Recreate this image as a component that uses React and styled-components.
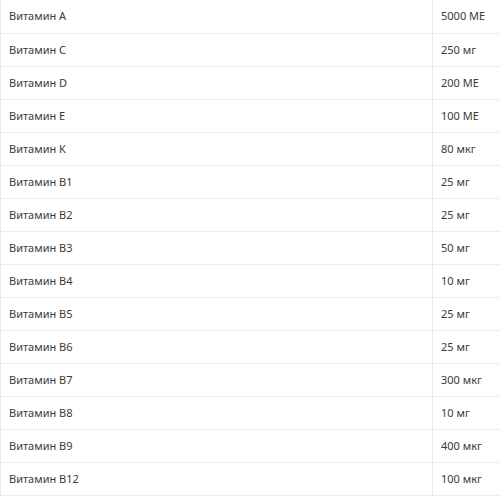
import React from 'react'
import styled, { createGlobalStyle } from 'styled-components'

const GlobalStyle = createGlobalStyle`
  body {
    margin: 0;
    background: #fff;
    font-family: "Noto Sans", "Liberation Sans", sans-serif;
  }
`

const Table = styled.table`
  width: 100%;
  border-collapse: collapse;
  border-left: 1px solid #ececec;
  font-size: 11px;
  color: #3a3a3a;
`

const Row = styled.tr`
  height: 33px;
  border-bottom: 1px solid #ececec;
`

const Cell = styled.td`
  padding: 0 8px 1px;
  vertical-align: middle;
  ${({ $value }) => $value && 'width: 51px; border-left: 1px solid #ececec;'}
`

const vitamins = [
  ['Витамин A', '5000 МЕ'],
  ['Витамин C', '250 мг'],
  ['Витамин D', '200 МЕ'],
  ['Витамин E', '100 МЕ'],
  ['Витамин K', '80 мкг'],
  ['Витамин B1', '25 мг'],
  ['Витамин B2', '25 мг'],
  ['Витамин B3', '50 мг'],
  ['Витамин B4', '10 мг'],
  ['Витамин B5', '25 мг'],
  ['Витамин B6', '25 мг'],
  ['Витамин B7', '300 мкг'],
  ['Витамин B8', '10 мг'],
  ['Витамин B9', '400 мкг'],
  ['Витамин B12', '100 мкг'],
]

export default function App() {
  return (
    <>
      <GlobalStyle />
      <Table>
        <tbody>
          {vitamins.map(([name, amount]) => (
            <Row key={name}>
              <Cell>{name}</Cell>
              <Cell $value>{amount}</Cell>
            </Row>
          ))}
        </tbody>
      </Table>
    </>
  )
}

- **REQUEST**
Without the pictures, transcribe the listing above exactly.

- **IN RESPONSE**
Recreate this image as a component that uses React and styled-components.
import React from 'react'
import styled, { createGlobalStyle } from 'styled-components'

const GlobalStyle = createGlobalStyle`
  body {
    margin: 0;
    background: #fff;
    font-family: "Noto Sans", "Liberation Sans", sans-serif;
  }
`

const Table = styled.table`
  width: 100%;
  border-collapse: collapse;
  border-left: 1px solid #ececec;
  font-size: 11px;
  color: #3a3a3a;
`

const Row = styled.tr`
  height: 33px;
  border-bottom: 1px solid #ececec;
`

const Cell = styled.td`
  padding: 0 8px 1px;
  vertical-align: middle;
  ${({ $value }) => $value && 'width: 51px; border-left: 1px solid #ececec;'}
`

const vitamins = [
  ['Витамин A', '5000 МЕ'],
  ['Витамин C', '250 мг'],
  ['Витамин D', '200 МЕ'],
  ['Витамин E', '100 МЕ'],
  ['Витамин K', '80 мкг'],
  ['Витамин B1', '25 мг'],
  ['Витамин B2', '25 мг'],
  ['Витамин B3', '50 мг'],
  ['Витамин B4', '10 мг'],
  ['Витамин B5', '25 мг'],
  ['Витамин B6', '25 мг'],
  ['Витамин B7', '300 мкг'],
  ['Витамин B8', '10 мг'],
  ['Витамин B9', '400 мкг'],
  ['Витамин B12', '100 мкг'],
]

export default function App() {
  return (
    <>
      <GlobalStyle />
      <Table>
        <tbody>
          {vitamins.map(([name, amount]) => (
            <Row key={name}>
              <Cell>{name}</Cell>
              <Cell $value>{amount}</Cell>
            </Row>
          ))}
        </tbody>
      </Table>
    </>
  )
}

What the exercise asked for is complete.